Because the behavior is unspecified, an implementation may
define it to store the negative zero faithfully. 'Unspecified'
doesn't mean outside of the implementation's control, it
just means the implementation isn't obliged to document
what choices it makes.

 

[Tim Rentsch]

When I said "getc() read int's from files" I meant that also fgetc()
reads int's from files i.e. we're talking about an alternative C where
we don't have the intermediate unsigned char step.

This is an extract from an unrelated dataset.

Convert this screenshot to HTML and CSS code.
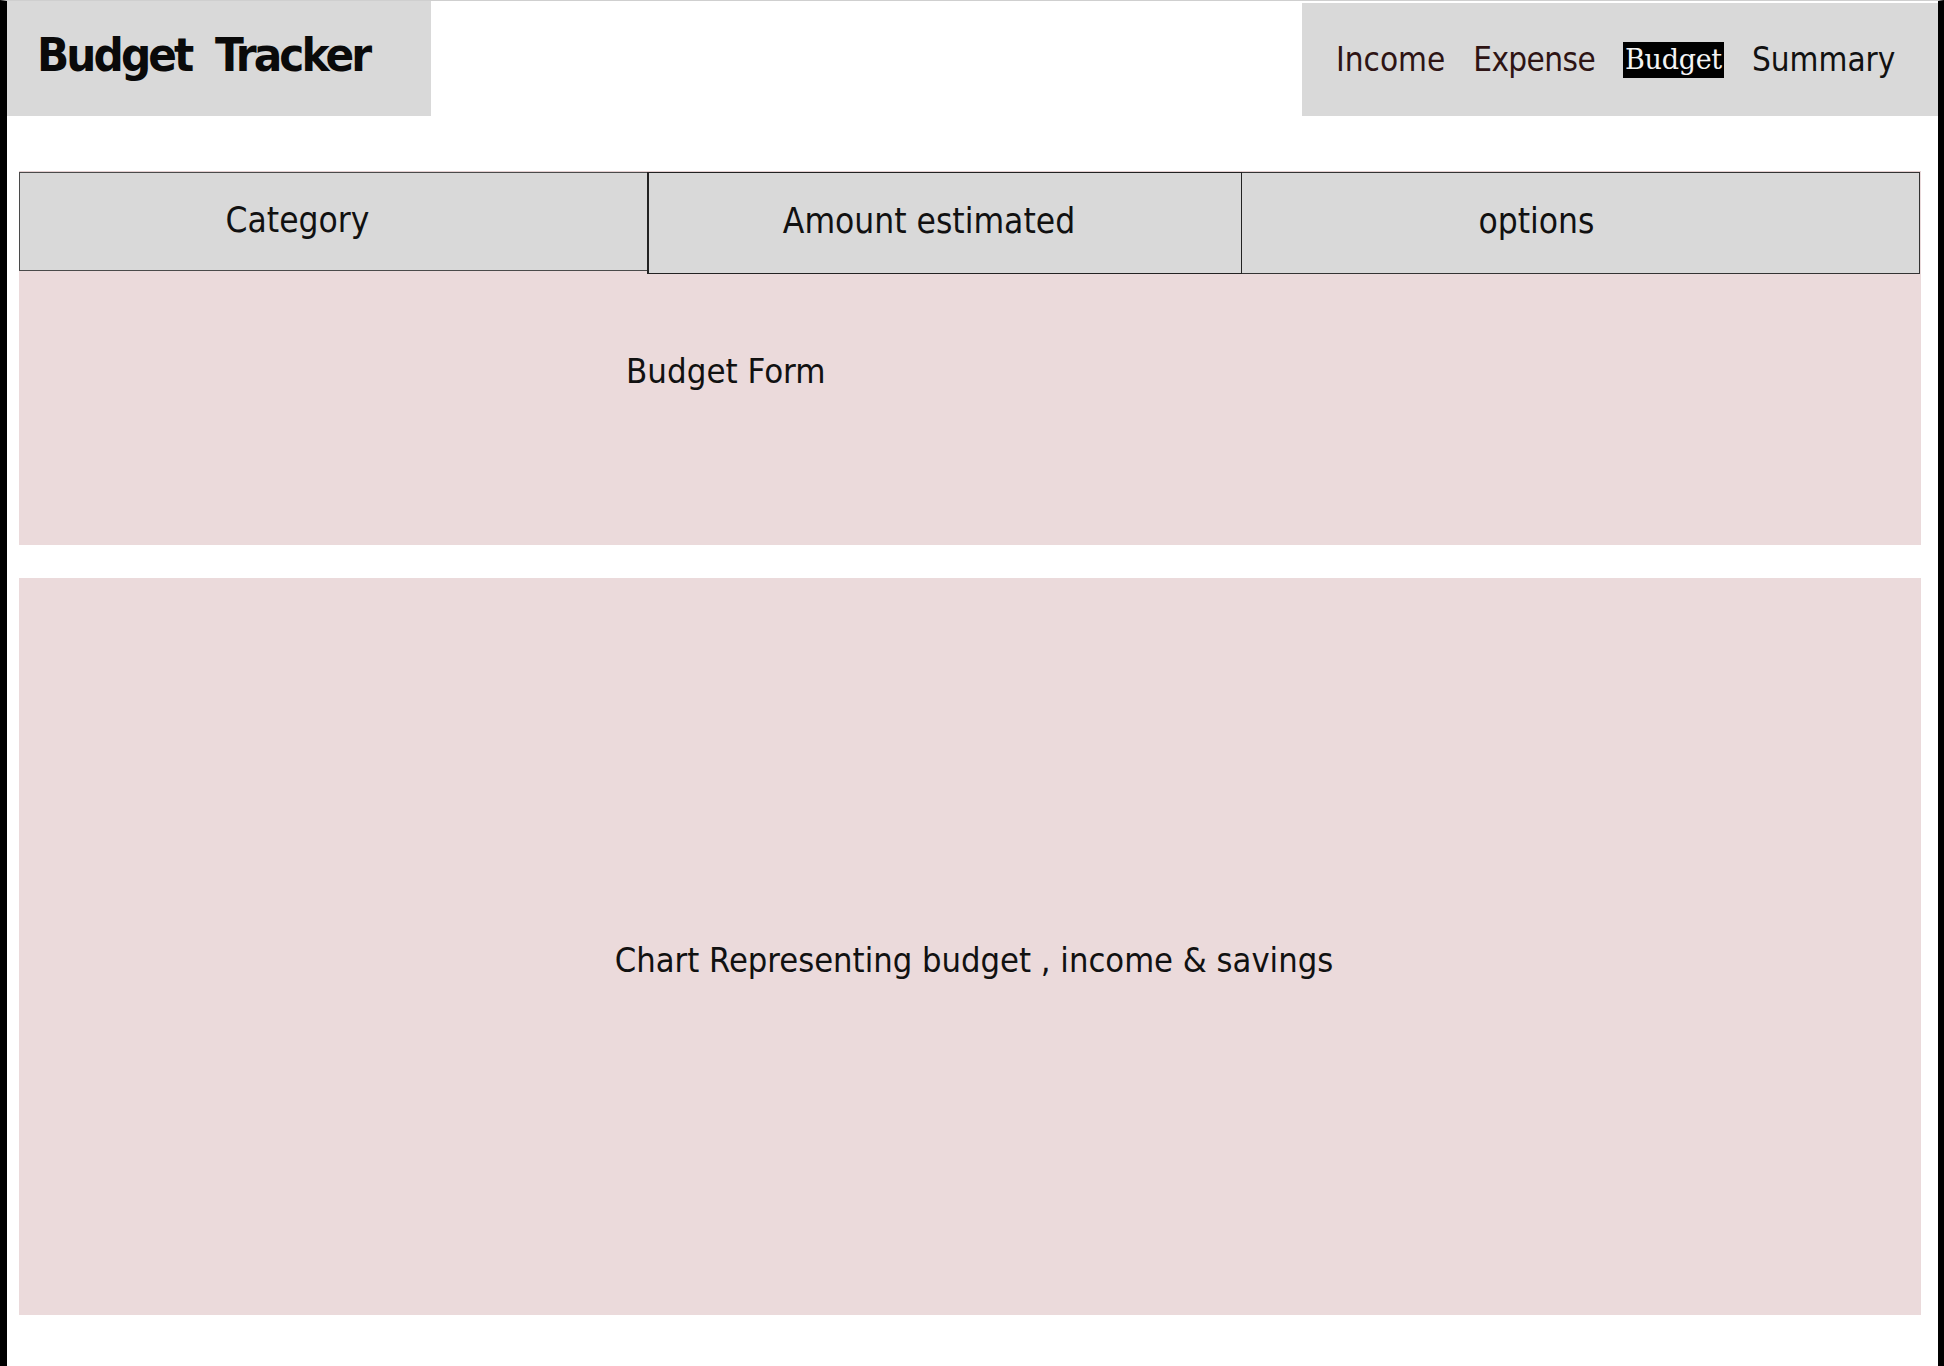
FILE: index.html
```html
<!DOCTYPE html>
<html lang="en">
<head>
<meta charset="utf-8">
<title>Budget Tracker</title>
<link rel="stylesheet" href="styles.css">
</head>
<body>
<div class="page">
  <header class="topbar">
    <div class="logo">Budget&nbsp; Tracker</div>
    <nav class="nav">
      <a class="nav-link nav-brown" href="#">Income</a>
      <a class="nav-link nav-brown nav-tight" href="#">Expense</a>
      <a class="nav-link nav-active" href="#">Budget</a>
      <a class="nav-link" href="#">Summary</a>
    </nav>
  </header>
  <main class="content">
    <section class="form-panel">
      <div class="table-head">
        <div class="th th-category">Category</div>
        <div class="th th-amount">Amount estimated</div>
        <div class="th th-options">options</div>
      </div>
      <div class="form-label">Budget Form</div>
    </section>
    <section class="chart-panel">
      <div class="chart-label">Chart Representing budget , income &amp; savings</div>
    </section>
  </main>
</div>
</body>
</html>
```

FILE: styles.css
```css
html, body {
  margin: 0;
  padding: 0;
  background: #ffffff;
}

.page {
  box-sizing: border-box;
  width: 1944px;
  height: 1366px;
  border-left: 7px solid #000;
  border-right: 6px solid #000;
  border-top: 1px solid #cfcfcf;
  background: #fff;
  font-family: "DejaVu Sans", "Liberation Sans", sans-serif;
  font-stretch: condensed;
  color: #111;
  overflow: hidden;
}

.topbar {
  display: flex;
  justify-content: space-between;
  align-items: flex-start;
}

.logo {
  box-sizing: border-box;
  width: 424px;
  height: 115px;
  background: #d9d9d9;
  padding-left: 30px;
  padding-top: 30px;
  font-family: "DejaVu Sans", sans-serif;
  font-stretch: condensed;
  font-weight: bold;
  font-size: 47px;
  line-height: 1;
  letter-spacing: -2.9px;
  color: #0a0a0a;
  white-space: nowrap;
}

.nav {
  box-sizing: border-box;
  width: 636px;
  height: 113px;
  margin-top: 2px;
  background: #d9d9d9;
  padding-left: 34px;
  display: flex;
  align-items: center;
  gap: 28px;
}

.nav-link {
  font-size: 33px;
  text-decoration: none;
  color: #111;
  line-height: 1;
}

.nav-brown {
  color: #2e1414;
}

.nav-tight {
  letter-spacing: -0.6px;
}

.nav-active {
  font-family: "DejaVu Serif", serif;
  font-stretch: normal;
  font-size: 27px;
  letter-spacing: -0.3px;
  background: #000;
  color: #f4f4f4;
  line-height: 36px;
  padding: 0 2px;
}

.content {
  margin: 55px 17px 0 12px;
  display: flex;
  flex-direction: column;
  gap: 33px;
}

.form-panel {
  background: #ebdadb;
  height: 374px;
}

.table-head {
  display: flex;
  align-items: flex-start;
  border-top: 1px solid #e3cfd0;
}

.th {
  box-sizing: border-box;
  background: #d9d9d9;
  font-size: 35px;
  color: #111;
  display: flex;
  align-items: center;
  justify-content: center;
  padding-bottom: 4px;
}

.th-category {
  width: 628px;
  height: 99px;
  border: 1px solid #4a4a4a;
  border-right: none;
  padding-right: 72px;
}

.th-amount {
  width: 595px;
  height: 102px;
  border: 1px solid #222;
  border-left-width: 2px;
  padding-right: 32px;
}

.th-options {
  width: 678px;
  height: 102px;
  border: 1px solid #333;
  border-left: none;
  padding-right: 88px;
}

.form-label {
  padding: 77px 0 0 607px;
  font-size: 34.5px;
  color: #111;
}

.chart-panel {
  background: #ebdadb;
  height: 737px;
  box-sizing: border-box;
  padding-top: 362px;
  padding-left: 8px;
  text-align: center;
}

.chart-label {
  font-size: 34.2px;
  color: #111;
}
```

Ahh, I didn't understand that. I don't know what would
happen in alternative C; I don't have any kind of reference
manual or standards document for that language.

Apart from that , in post

<[email protected]>
http://groups.google.com/group/comp.lang.c/msg/1909c5fe30c02e81?dmode=source

you say

Do you mean to say that if a file has a byte with a bit
pattern corresponding to a 'char' negative-zero, and
that byte is read (in binary mode) with getc(), the
result of getc() will be zero? If that's what you're
saying I believe that is wrong.

Assuming actual C (i.e. not the alternative C from above) is it not
possible in the scenario you're describing that int will get negative
zero ?

As Larry Jones reminded me, it is possible for this to
happen in implementations that have sizeof(int) == 1 (and
that use representations with negative zeros in them). I'm
not aware of any such implementations but the Standard does
allow them. Other than that, it isn't.

 

[Keith Thompson]

I don't see the relevance of that quote,
because it is about compatible type conversion,
and I don't see anything about compatible types
in the above quoted post.

Ah, you're right.

I think it's still a mild inconsistency, but it doesn't apply to
the situation we're discussing. For example, suppose ptrdiff_t is
compatible with long. Then converting (say, via an explicit cast)
a negative zero of type long to ptrdiff_t would yield a negative
zero of type ptrdiff_t -- but a cast is not one of the operations
that can yield a negative zero.

This is probably one of the most obscure corner cases I've ever
run across.

 

[lawrence.jones]

For example, suppose ptrdiff_t is
compatible with long. Then converting (say, via an explicit cast)
a negative zero of type long to ptrdiff_t would yield a negative
zero of type ptrdiff_t -- but a cast is not one of the operations
that can yield a negative zero.

The standard lists the operations that can *generate* a negative zero.
One could argue that operations like cast and assignment simply preserve
an existing negative zero rather than generating a new one.